SOURCE RECORDS |
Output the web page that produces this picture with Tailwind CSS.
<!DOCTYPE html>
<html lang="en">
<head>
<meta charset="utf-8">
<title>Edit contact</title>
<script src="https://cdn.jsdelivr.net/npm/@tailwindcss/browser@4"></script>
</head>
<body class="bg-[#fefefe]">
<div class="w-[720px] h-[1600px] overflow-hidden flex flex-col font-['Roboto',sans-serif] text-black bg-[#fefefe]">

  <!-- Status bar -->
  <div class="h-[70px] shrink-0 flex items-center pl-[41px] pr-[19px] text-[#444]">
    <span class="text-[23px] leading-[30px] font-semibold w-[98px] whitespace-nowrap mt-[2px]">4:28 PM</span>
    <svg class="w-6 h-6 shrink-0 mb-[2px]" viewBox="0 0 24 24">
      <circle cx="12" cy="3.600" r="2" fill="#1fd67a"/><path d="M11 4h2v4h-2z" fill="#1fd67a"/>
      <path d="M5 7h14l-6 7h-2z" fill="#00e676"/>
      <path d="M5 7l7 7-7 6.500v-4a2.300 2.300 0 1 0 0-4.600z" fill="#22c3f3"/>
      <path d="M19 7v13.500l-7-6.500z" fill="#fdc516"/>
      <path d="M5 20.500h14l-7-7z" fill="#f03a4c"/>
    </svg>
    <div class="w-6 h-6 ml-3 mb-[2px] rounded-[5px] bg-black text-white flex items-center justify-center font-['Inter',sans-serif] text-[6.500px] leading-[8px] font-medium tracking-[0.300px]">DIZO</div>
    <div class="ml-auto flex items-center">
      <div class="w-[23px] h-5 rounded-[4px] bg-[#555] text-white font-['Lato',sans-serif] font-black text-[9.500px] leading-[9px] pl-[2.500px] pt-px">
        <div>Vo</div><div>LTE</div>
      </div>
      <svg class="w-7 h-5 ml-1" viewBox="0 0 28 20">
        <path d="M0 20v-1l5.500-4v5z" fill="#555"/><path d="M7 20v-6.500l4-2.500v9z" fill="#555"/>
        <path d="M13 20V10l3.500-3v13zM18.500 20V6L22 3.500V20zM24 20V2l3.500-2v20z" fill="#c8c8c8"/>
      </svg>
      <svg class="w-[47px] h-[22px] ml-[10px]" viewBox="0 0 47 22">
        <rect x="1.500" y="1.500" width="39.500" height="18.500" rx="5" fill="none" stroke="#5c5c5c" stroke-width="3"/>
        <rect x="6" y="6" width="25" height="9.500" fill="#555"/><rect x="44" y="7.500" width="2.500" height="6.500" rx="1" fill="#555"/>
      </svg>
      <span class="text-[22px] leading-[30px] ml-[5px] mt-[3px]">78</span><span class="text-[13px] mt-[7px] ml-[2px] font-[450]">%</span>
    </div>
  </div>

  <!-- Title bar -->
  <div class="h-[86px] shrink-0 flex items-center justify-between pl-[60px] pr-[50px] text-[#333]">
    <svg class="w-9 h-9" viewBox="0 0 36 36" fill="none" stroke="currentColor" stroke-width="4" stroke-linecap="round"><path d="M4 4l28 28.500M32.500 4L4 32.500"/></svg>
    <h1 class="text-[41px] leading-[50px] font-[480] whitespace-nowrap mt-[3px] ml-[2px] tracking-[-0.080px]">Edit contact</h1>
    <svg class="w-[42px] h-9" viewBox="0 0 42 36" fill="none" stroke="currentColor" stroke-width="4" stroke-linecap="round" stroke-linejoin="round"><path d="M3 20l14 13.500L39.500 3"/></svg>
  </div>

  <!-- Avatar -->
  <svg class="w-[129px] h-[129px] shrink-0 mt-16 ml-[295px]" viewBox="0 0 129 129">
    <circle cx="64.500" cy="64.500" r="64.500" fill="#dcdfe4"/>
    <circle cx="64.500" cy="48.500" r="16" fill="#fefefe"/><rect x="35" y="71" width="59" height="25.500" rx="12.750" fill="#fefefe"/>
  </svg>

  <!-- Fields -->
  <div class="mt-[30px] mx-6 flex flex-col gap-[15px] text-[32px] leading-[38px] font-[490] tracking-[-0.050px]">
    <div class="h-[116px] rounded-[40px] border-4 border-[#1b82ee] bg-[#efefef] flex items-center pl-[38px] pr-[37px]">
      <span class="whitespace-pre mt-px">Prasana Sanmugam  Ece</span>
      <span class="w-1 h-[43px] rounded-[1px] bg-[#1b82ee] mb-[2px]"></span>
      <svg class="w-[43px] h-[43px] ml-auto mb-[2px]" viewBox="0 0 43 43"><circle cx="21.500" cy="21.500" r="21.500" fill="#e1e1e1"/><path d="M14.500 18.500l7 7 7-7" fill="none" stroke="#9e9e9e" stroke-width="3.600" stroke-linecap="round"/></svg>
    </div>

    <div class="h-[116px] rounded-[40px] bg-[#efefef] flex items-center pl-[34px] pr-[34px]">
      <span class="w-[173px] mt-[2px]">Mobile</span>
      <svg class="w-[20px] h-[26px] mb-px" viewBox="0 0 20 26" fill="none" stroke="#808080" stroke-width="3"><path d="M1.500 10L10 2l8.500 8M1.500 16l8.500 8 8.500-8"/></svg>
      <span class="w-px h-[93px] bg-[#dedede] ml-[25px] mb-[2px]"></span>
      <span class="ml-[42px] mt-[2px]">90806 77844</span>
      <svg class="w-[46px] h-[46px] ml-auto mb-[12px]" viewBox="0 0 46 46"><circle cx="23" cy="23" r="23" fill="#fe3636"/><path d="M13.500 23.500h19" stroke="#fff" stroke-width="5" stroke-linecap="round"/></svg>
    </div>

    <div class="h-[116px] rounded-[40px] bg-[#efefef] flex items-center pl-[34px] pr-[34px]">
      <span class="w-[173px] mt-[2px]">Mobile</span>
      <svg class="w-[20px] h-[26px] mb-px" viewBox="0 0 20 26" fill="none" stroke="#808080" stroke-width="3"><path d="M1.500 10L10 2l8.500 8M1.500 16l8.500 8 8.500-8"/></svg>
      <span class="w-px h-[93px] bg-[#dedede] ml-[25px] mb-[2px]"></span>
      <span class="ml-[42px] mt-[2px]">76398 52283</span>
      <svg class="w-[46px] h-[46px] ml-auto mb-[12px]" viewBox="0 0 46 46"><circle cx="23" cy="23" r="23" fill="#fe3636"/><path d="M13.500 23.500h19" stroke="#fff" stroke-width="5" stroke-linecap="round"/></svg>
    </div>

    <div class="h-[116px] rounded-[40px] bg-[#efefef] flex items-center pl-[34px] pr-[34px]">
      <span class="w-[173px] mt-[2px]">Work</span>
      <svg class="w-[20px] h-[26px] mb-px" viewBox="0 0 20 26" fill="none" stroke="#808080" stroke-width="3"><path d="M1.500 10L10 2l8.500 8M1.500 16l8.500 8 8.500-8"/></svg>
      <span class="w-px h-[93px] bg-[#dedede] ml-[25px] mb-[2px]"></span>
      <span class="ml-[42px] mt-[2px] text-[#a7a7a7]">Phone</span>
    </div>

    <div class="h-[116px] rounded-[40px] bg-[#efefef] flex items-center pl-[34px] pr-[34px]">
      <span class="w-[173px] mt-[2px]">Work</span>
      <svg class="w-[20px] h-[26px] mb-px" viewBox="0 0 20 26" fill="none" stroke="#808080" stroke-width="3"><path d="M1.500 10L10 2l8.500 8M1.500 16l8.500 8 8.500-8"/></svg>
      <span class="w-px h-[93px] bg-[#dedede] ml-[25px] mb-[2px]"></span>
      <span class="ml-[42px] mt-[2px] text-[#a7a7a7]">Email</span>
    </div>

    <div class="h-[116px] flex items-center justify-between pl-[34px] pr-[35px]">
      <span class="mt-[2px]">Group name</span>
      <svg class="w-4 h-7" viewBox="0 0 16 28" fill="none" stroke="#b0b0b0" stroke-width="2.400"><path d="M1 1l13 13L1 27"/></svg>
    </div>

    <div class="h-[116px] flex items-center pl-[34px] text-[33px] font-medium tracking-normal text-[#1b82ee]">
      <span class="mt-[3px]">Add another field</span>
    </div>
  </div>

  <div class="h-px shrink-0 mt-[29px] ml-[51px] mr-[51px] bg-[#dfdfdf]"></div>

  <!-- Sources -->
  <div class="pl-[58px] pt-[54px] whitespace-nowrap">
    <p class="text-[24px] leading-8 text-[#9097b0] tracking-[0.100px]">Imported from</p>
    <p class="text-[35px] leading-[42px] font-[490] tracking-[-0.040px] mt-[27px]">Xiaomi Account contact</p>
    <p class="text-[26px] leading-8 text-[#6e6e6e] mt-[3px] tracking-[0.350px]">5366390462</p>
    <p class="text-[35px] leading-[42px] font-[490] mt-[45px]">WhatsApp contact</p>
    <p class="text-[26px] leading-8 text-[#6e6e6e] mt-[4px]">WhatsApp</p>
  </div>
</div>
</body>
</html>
--
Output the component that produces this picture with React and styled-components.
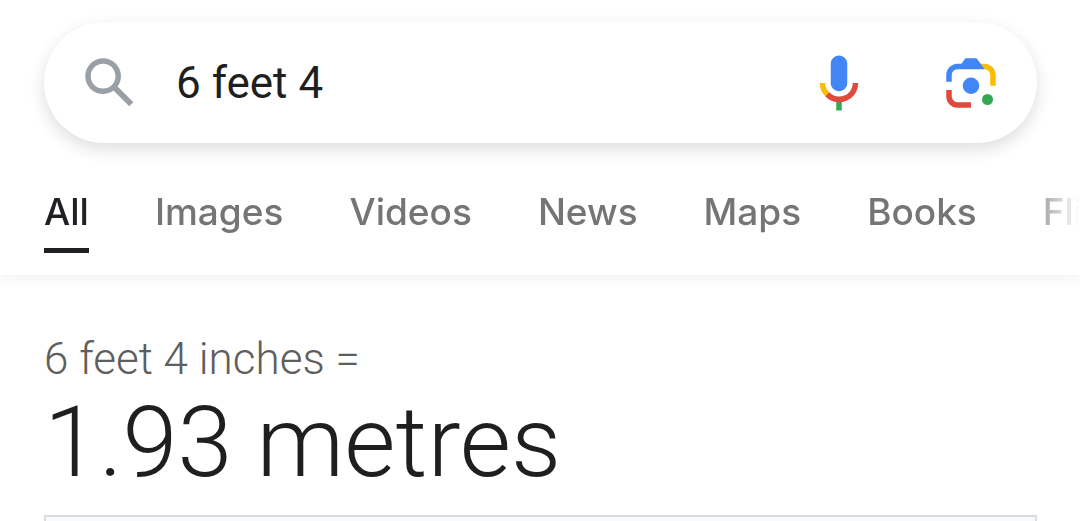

SHORT TASK |
Above this instruction are the records; retype exactly the lines from the one containing "Output the web" up to and including the one containing "h-[1600px] overflow-hidden flex".

WRITTEN ANSWER |
Output the web page that produces this picture with Tailwind CSS.
<!DOCTYPE html>
<html lang="en">
<head>
<meta charset="utf-8">
<title>Edit contact</title>
<script src="https://cdn.jsdelivr.net/npm/@tailwindcss/browser@4"></script>
</head>
<body class="bg-[#fefefe]">
<div class="w-[720px] h-[1600px] overflow-hidden flex flex-col font-['Roboto',sans-serif] text-black bg-[#fefefe]">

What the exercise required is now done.